11. However, I note that the appellant had initially pleaded not guilty when the plea was read to him when he was first presented before the court, and the case had been set down for trial. He had later changed his plea, and the charges had been read to him in Kiswahili, which the record indicates he understood. He had pleaded guilty to the charges, and had confirmed that the facts were true when they were read to him. In the circumstances, I am not satisfied, as argued by Mr. Motanya, that the plea was equivocal.
12. That being the case, I would only interfere with the sentence meted out by the trial court if it was illegal. However, the sentence provided under section 46 of the Traffic Act under which the appellant was charged is a sentence that does not exceed 10 years. He was sentenced to 7 years on each of the two counts of causing death by dangerous driving, the sentences to run concurrently.

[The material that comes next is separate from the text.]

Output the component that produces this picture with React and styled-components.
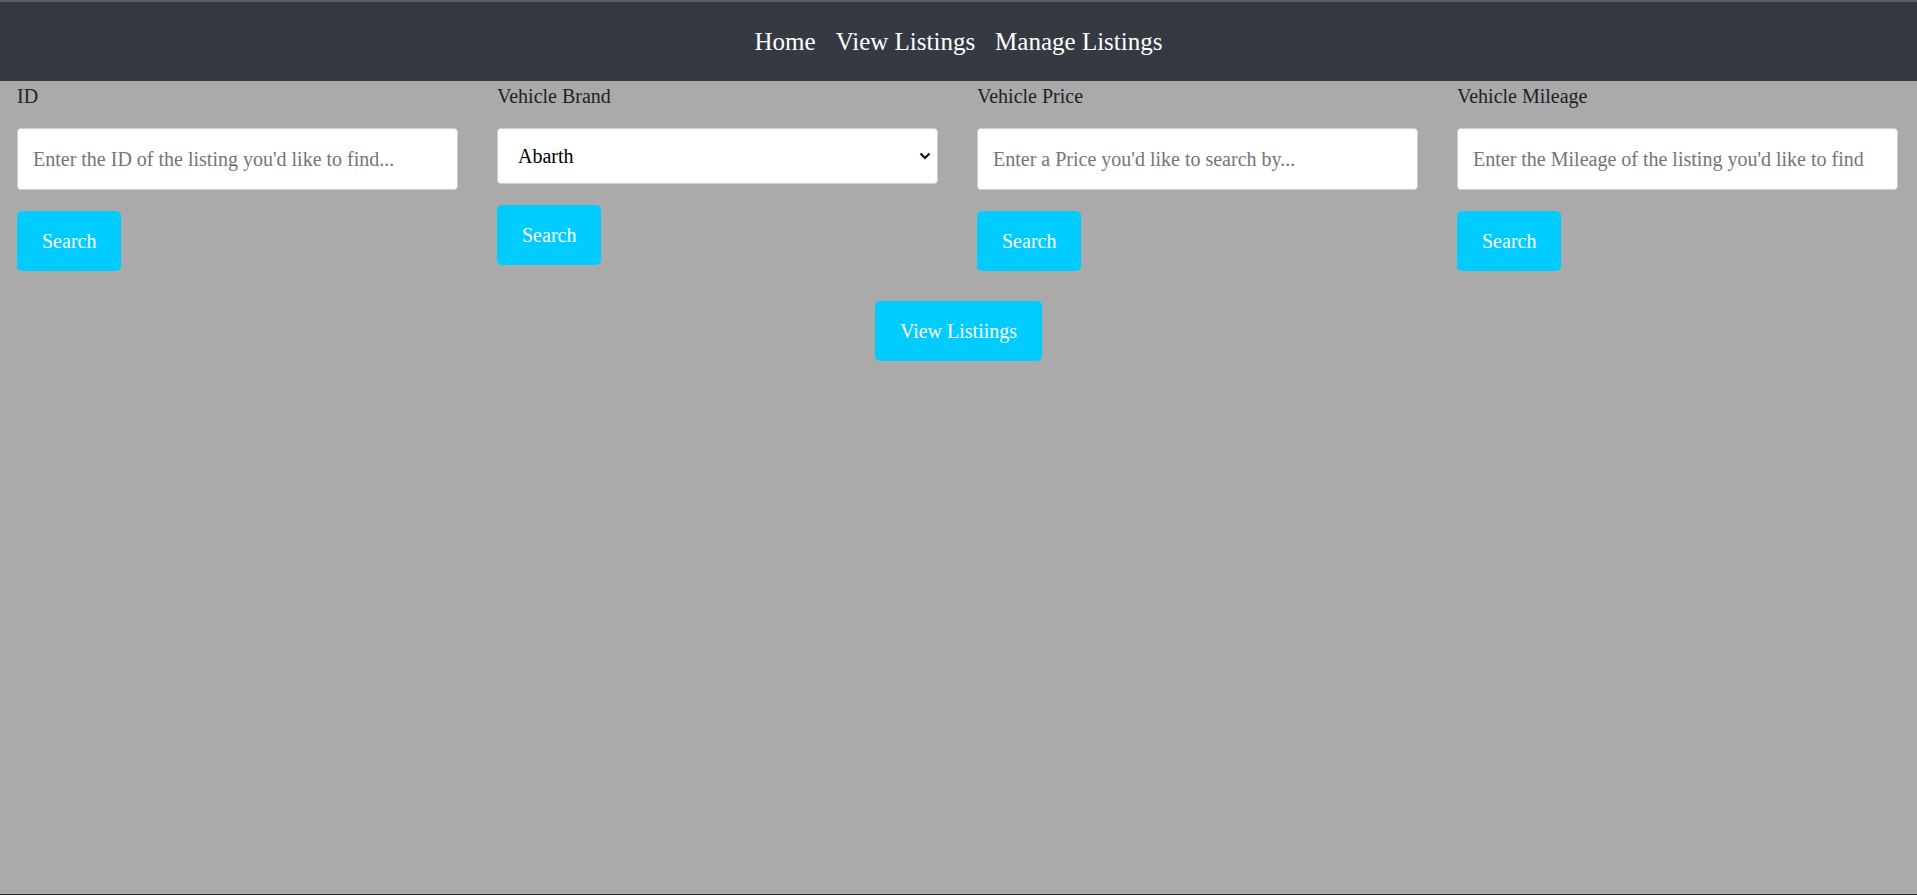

13. From the facts which he admitted to be correct, two lives were lost as a result of the manner in which he drove the vehicle he was in control of, a public service vehicle. I am satisfied that the sentence meted out on these two counts was legal and reasonable, and I find no reason to interfere with it.
14. With respect to the count III, Mr. Motanya complains that it should have been specifically addressed. My reading of the record indicates that the court was quite clear in its sentencing. The appellant was sentenced to a fine of Kshs. 50,000/- or six months imprisonment on this count. The fact that the court was clear that only counts I and II would run concurrently makes it clear that the third count would be a consecutive sentence if the fine was not paid.
15. In the circumstances, I find the appeal to be without merit, and it is hereby dismissed and the conviction and sentence upheld.
Dated, Delivered and Signed at Kericho this 30th day of May 2018.